(TASK INSTRUCTIONS): Skip the pictures. Transcribe the rest of the data below without changing a word.

(DATA LINES):
☆ ☆ ☆ ☆

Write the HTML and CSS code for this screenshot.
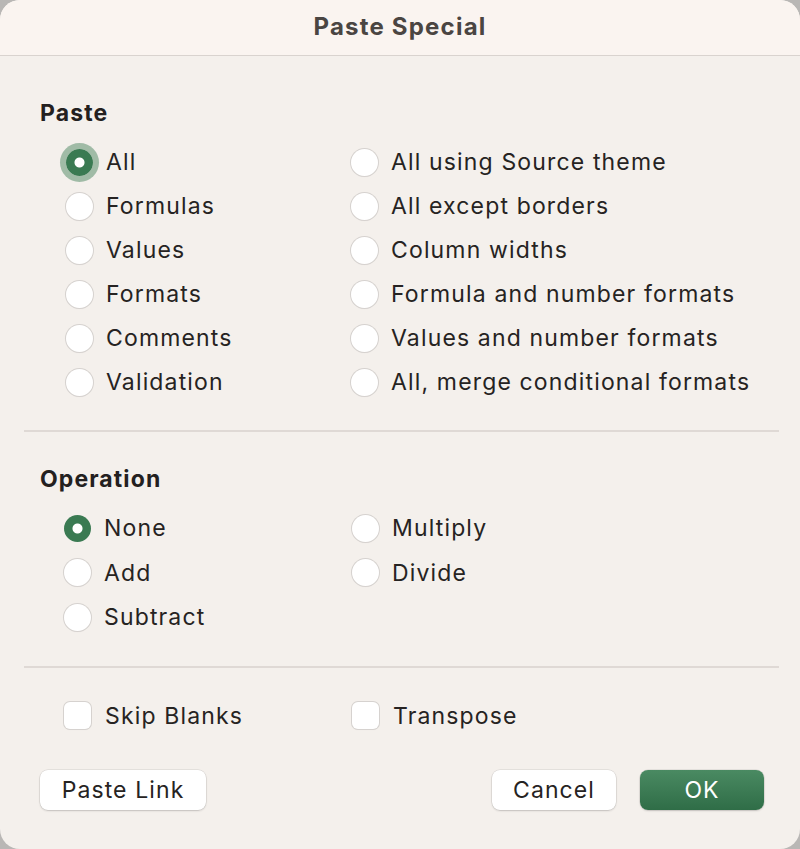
FILE: index.html
```html
<!DOCTYPE html>
<html lang="en">
<head>
  <meta charset="UTF-8">
  <meta name="viewport" content="width=device-width, initial-scale=1.0">
  <title>Paste Special</title>
  <link rel="stylesheet" href="styles.css">
</head>
<body>
  <div class="window">
    <div class="titlebar">Paste Special</div>

    <div class="group group-paste">
      <h3>Paste</h3>
      <div class="options">
        <label class="option"><span class="radio checked focused"></span>All</label>
        <label class="option"><span class="radio"></span>All using Source theme</label>
        <label class="option"><span class="radio"></span>Formulas</label>
        <label class="option"><span class="radio"></span>All except borders</label>
        <label class="option"><span class="radio"></span>Values</label>
        <label class="option"><span class="radio"></span>Column widths</label>
        <label class="option"><span class="radio"></span>Formats</label>
        <label class="option"><span class="radio"></span>Formula and number formats</label>
        <label class="option"><span class="radio"></span>Comments</label>
        <label class="option"><span class="radio"></span>Values and number formats</label>
        <label class="option"><span class="radio"></span>Validation</label>
        <label class="option"><span class="radio"></span>All, merge conditional formats</label>
      </div>
    </div>

    <hr class="divider">

    <div class="group group-operation">
      <h3>Operation</h3>
      <div class="options">
        <label class="option"><span class="radio checked"></span>None</label>
        <label class="option"><span class="radio"></span>Multiply</label>
        <label class="option"><span class="radio"></span>Add</label>
        <label class="option"><span class="radio"></span>Divide</label>
        <label class="option"><span class="radio"></span>Subtract</label>
      </div>
    </div>

    <hr class="divider">

    <div class="group group-checks">
      <div class="options">
        <label class="option"><span class="checkbox"></span>Skip Blanks</label>
        <label class="option"><span class="checkbox"></span>Transpose</label>
      </div>
    </div>

    <div class="buttons">
      <button class="button link">Paste Link</button>
      <div class="right-buttons">
        <button class="button cancel">Cancel</button>
        <button class="button primary">OK</button>
      </div>
    </div>
  </div>
</body>
</html>
```

FILE: styles.css
```css
body {
  margin: 0;
  background-color: #b9b7b5;
  font-family: Inter, "Noto Sans", sans-serif;
  color: #262322;
}
.window {
  width: 800px;
  height: 849px;
  background-color: #f4f0ec;
  border-radius: 20px;
  overflow: hidden;
}
.titlebar {
  height: 56px;
  line-height: 54px;
  background-color: #faf4f0;
  border-bottom: 1px solid #d9d3cf;
  box-sizing: border-box;
  text-align: center;
  font-size: 24px;
  letter-spacing: 1.2px;
  font-weight: 700;
  color: #4a4542;
}
.group h3 {
  margin: 0;
  padding-left: 40px;
  font-size: 23px;
  letter-spacing: 1.1px;
  line-height: 28px;
  font-weight: 700;
  color: #232020;
}
.group-paste {
  padding-top: 43px;
}
.group-paste .options {
  padding-left: 66px;
  margin-top: 13px;
}
.group-operation {
  padding-top: 33px;
}
.group-operation .options {
  padding-left: 64px;
  margin-top: 13px;
  grid-template-columns: 288px 1fr;
}
.group-checks {
  padding-top: 26px;
}
.group-checks .options {
  padding-left: 64px;
}
.options {
  display: grid;
  grid-template-columns: 285px 1fr;
}
.group-operation .options .option {
  height: 44.5px;
}
.option {
  display: flex;
  align-items: center;
  height: 44px;
  font-size: 23px;
  letter-spacing: 1.15px;
}
.radio {
  width: 27px;
  height: 27px;
  border-radius: 50%;
  background-color: #fff;
  box-shadow: 0 0 0 1px #d6d2cf, 0 1px 1px rgba(0, 0, 0, 0.08);
  margin-right: 13px;
  flex-shrink: 0;
  box-sizing: border-box;
}
.radio.checked {
  background: radial-gradient(circle, #fff 0 4.5px, #3a7a52 5.5px);
  box-shadow: none;
}
.radio.focused {
  box-shadow: 0 0 0 6px rgba(58, 122, 82, 0.45);
}
.checkbox {
  width: 27px;
  height: 27px;
  border-radius: 6px;
  background-color: #fff;
  box-shadow: 0 0 0 1px #d6d2cf, 0 1px 1px rgba(0, 0, 0, 0.06);
  margin-right: 14px;
  flex-shrink: 0;
}
.group-checks .option:last-child .checkbox {
  margin-left: 3px;
}
.divider {
  border: none;
  border-top: 2px solid #dfd9d5;
  margin: 26px 21px 0 24px;
}
.buttons {
  display: flex;
  justify-content: space-between;
  padding: 32px 36px 0 40px;
}
.right-buttons {
  display: flex;
  gap: 24px;
}
.button {
  height: 40px;
  padding: 0;
  border: none;
  border-radius: 8px;
  background-color: #fff;
  box-shadow: 0 0 0 0.5px rgba(0, 0, 0, 0.12), 0 1px 2px rgba(0, 0, 0, 0.15);
  font-family: Inter, "Noto Sans", sans-serif;
  font-size: 23px;
  letter-spacing: 1.1px;
  color: #262322;
  cursor: pointer;
}
.link {
  width: 166px;
}
.cancel {
  width: 124px;
}
.primary {
  width: 124px;
  color: #fff;
  background: linear-gradient(#4a8a62, #2f6d47);
}
```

☆ ☆ ☆ ☆

(RESULT):
Write the HTML and CSS code for this screenshot.
FILE: index.html
```html
<!DOCTYPE html>
<html lang="en">
<head>
  <meta charset="UTF-8">
  <meta name="viewport" content="width=device-width, initial-scale=1.0">
  <title>Paste Special</title>
  <link rel="stylesheet" href="styles.css">
</head>
<body>
  <div class="window">
    <div class="titlebar">Paste Special</div>

    <div class="group group-paste">
      <h3>Paste</h3>
      <div class="options">
        <label class="option"><span class="radio checked focused"></span>All</label>
        <label class="option"><span class="radio"></span>All using Source theme</label>
        <label class="option"><span class="radio"></span>Formulas</label>
        <label class="option"><span class="radio"></span>All except borders</label>
        <label class="option"><span class="radio"></span>Values</label>
        <label class="option"><span class="radio"></span>Column widths</label>
        <label class="option"><span class="radio"></span>Formats</label>
        <label class="option"><span class="radio"></span>Formula and number formats</label>
        <label class="option"><span class="radio"></span>Comments</label>
        <label class="option"><span class="radio"></span>Values and number formats</label>
        <label class="option"><span class="radio"></span>Validation</label>
        <label class="option"><span class="radio"></span>All, merge conditional formats</label>
      </div>
    </div>

    <hr class="divider">

    <div class="group group-operation">
      <h3>Operation</h3>
      <div class="options">
        <label class="option"><span class="radio checked"></span>None</label>
        <label class="option"><span class="radio"></span>Multiply</label>
        <label class="option"><span class="radio"></span>Add</label>
        <label class="option"><span class="radio"></span>Divide</label>
        <label class="option"><span class="radio"></span>Subtract</label>
      </div>
    </div>

    <hr class="divider">

    <div class="group group-checks">
      <div class="options">
        <label class="option"><span class="checkbox"></span>Skip Blanks</label>
        <label class="option"><span class="checkbox"></span>Transpose</label>
      </div>
    </div>

    <div class="buttons">
      <button class="button link">Paste Link</button>
      <div class="right-buttons">
        <button class="button cancel">Cancel</button>
        <button class="button primary">OK</button>
      </div>
    </div>
  </div>
</body>
</html>
```

FILE: styles.css
```css
body {
  margin: 0;
  background-color: #b9b7b5;
  font-family: Inter, "Noto Sans", sans-serif;
  color: #262322;
}
.window {
  width: 800px;
  height: 849px;
  background-color: #f4f0ec;
  border-radius: 20px;
  overflow: hidden;
}
.titlebar {
  height: 56px;
  line-height: 54px;
  background-color: #faf4f0;
  border-bottom: 1px solid #d9d3cf;
  box-sizing: border-box;
  text-align: center;
  font-size: 24px;
  letter-spacing: 1.2px;
  font-weight: 700;
  color: #4a4542;
}
.group h3 {
  margin: 0;
  padding-left: 40px;
  font-size: 23px;
  letter-spacing: 1.1px;
  line-height: 28px;
  font-weight: 700;
  color: #232020;
}
.group-paste {
  padding-top: 43px;
}
.group-paste .options {
  padding-left: 66px;
  margin-top: 13px;
}
.group-operation {
  padding-top: 33px;
}
.group-operation .options {
  padding-left: 64px;
  margin-top: 13px;
  grid-template-columns: 288px 1fr;
}
.group-checks {
  padding-top: 26px;
}
.group-checks .options {
  padding-left: 64px;
}
.options {
  display: grid;
  grid-template-columns: 285px 1fr;
}
.group-operation .options .option {
  height: 44.5px;
}
.option {
  display: flex;
  align-items: center;
  height: 44px;
  font-size: 23px;
  letter-spacing: 1.15px;
}
.radio {
  width: 27px;
  height: 27px;
  border-radius: 50%;
  background-color: #fff;
  box-shadow: 0 0 0 1px #d6d2cf, 0 1px 1px rgba(0, 0, 0, 0.08);
  margin-right: 13px;
  flex-shrink: 0;
  box-sizing: border-box;
}
.radio.checked {
  background: radial-gradient(circle, #fff 0 4.5px, #3a7a52 5.5px);
  box-shadow: none;
}
.radio.focused {
  box-shadow: 0 0 0 6px rgba(58, 122, 82, 0.45);
}
.checkbox {
  width: 27px;
  height: 27px;
  border-radius: 6px;
  background-color: #fff;
  box-shadow: 0 0 0 1px #d6d2cf, 0 1px 1px rgba(0, 0, 0, 0.06);
  margin-right: 14px;
  flex-shrink: 0;
}
.group-checks .option:last-child .checkbox {
  margin-left: 3px;
}
.divider {
  border: none;
  border-top: 2px solid #dfd9d5;
  margin: 26px 21px 0 24px;
}
.buttons {
  display: flex;
  justify-content: space-between;
  padding: 32px 36px 0 40px;
}
.right-buttons {
  display: flex;
  gap: 24px;
}
.button {
  height: 40px;
  padding: 0;
  border: none;
  border-radius: 8px;
  background-color: #fff;
  box-shadow: 0 0 0 0.5px rgba(0, 0, 0, 0.12), 0 1px 2px rgba(0, 0, 0, 0.15);
  font-family: Inter, "Noto Sans", sans-serif;
  font-size: 23px;
  letter-spacing: 1.1px;
  color: #262322;
  cursor: pointer;
}
.link {
  width: 166px;
}
.cancel {
  width: 124px;
}
.primary {
  width: 124px;
  color: #fff;
  background: linear-gradient(#4a8a62, #2f6d47);
}
```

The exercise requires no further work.